Microstructure and stress evolution of W nanofilms prepared by arc ion plating under different deposition time and substrate bias

Abstract

This study investigates the effects of film thickness and substrate bias on the microstructure and stress state of tungsten (W) films prepared by arc ion plating (AIP) on substrates including 304 stainless steel (SS), tungsten (W), and Si (100). The microstructure of the films was characterized using X-ray diffraction (XRD) and field emission scanning electron microscopy (FE-SEM). Residual stress was analyzed using substrate curvature techniques combined with Stoney's formula and Huseh's formula. The results indicate that the W films are single-phase, predominantly comprising the pure α-phase. The film surfaces are dense and smooth, with the absence of large particles.

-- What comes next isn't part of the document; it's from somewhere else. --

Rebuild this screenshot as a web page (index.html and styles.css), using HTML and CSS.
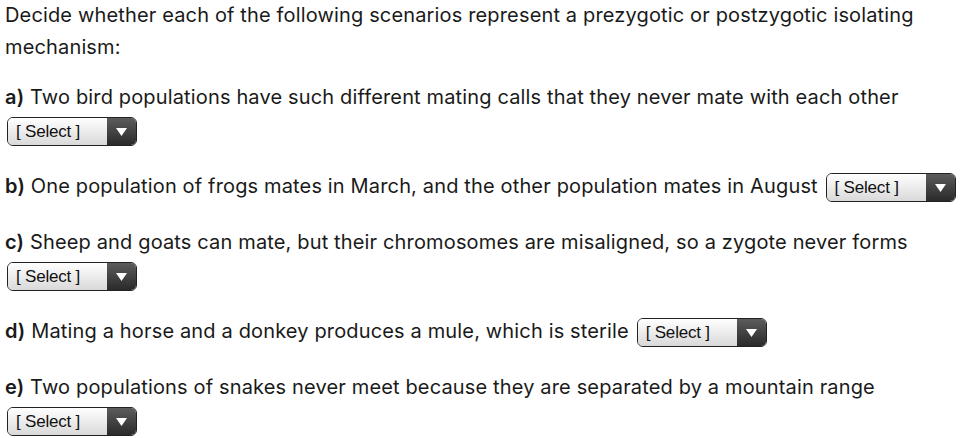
FILE: index.html
```html
<!DOCTYPE html>
<html lang="en">
<head>
  <meta charset="UTF-8" />
  <title>Isolating mechanisms</title>
  <link rel="stylesheet" href="styles.css">
</head>
<body>
  <div class="question">
    <p class="intro">Decide whether each of the following scenarios represent a prezygotic or postzygotic isolating mechanism:</p>

    <p><strong>a)</strong> Two bird populations have such different mating calls that they never mate with each other
      <span class="pick"><span class="pick-label">[ Select ]</span><span class="pick-arrow"><svg width="11" height="8" viewBox="0 0 11 8"><polygon points="0,0 11,0 5.5,8" fill="#fff"/></svg></span></span></p>

    <p><strong>b)</strong> One population of frogs mates in March, and the other population mates in August
      <span class="pick"><span class="pick-label">[ Select ]</span><span class="pick-arrow"><svg width="11" height="8" viewBox="0 0 11 8"><polygon points="0,0 11,0 5.5,8" fill="#fff"/></svg></span></span></p>

    <p><strong>c)</strong> Sheep and goats can mate, but their chromosomes are misaligned, so a zygote never forms
      <span class="pick"><span class="pick-label">[ Select ]</span><span class="pick-arrow"><svg width="11" height="8" viewBox="0 0 11 8"><polygon points="0,0 11,0 5.5,8" fill="#fff"/></svg></span></span></p>

    <p><strong>d)</strong> Mating a horse and a donkey produces a mule, which is sterile
      <span class="pick"><span class="pick-label">[ Select ]</span><span class="pick-arrow"><svg width="11" height="8" viewBox="0 0 11 8"><polygon points="0,0 11,0 5.5,8" fill="#fff"/></svg></span></span></p>

    <p><strong>e)</strong> Two populations of snakes never meet because they are separated by a mountain range
      <span class="pick"><span class="pick-label">[ Select ]</span><span class="pick-arrow"><svg width="11" height="8" viewBox="0 0 11 8"><polygon points="0,0 11,0 5.5,8" fill="#fff"/></svg></span></span></p>
  </div>
</body>
</html>
```

FILE: styles.css
```css
body { margin: 0; padding: 0 5px; background: #fff; color: #1a1a1a; font-family: Inter, "Liberation Sans", Arial, sans-serif; font-size: 20px; letter-spacing: 0.15px; }
.question { margin-top: -1px; }
.question p { margin: 0 0 23px; line-height: 33px; }
.question p.intro { margin-bottom: 18px; line-height: 32px; }
.question p:last-child { margin-bottom: 0; }
strong { font-weight: 600; }

/* dropdown look-alike */
.pick { display: inline-flex; vertical-align: middle; margin-left: 2px; width: 130px; height: 29px; box-sizing: border-box;
  border: 1px solid #222; border-radius: 6px; overflow: hidden; font-family: "Liberation Sans", Arial, sans-serif; font-size: 17px; letter-spacing: -0.2px; line-height: 27px; }
.pick-label { flex: 1; padding-left: 8px; background: linear-gradient(#ffffff, #d9d9d9); color: #111; }
.pick-arrow { width: 29px; display: flex; align-items: center; justify-content: center; background: linear-gradient(#5c5c5c, #2a2a2a); }
```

The films consist of closely packed columnar grains, and no microcracks, voids, or delamination were observed at the film-substrate interface, indicating strong adhesion. As the film thickness increased, the curvature of the W/SS system and the compressive stress in the film both increased, which closely matched the fitted curves. As the substrate bias increased, the curvature of the W/SS system decreased, and the compressive stress in the W film increased. At higher substrate biases, deposition temperatures are higher, and growth stress remains nearly constant across a range of continuous bias variations, with the increase in residual stress primarily due to thermal stress.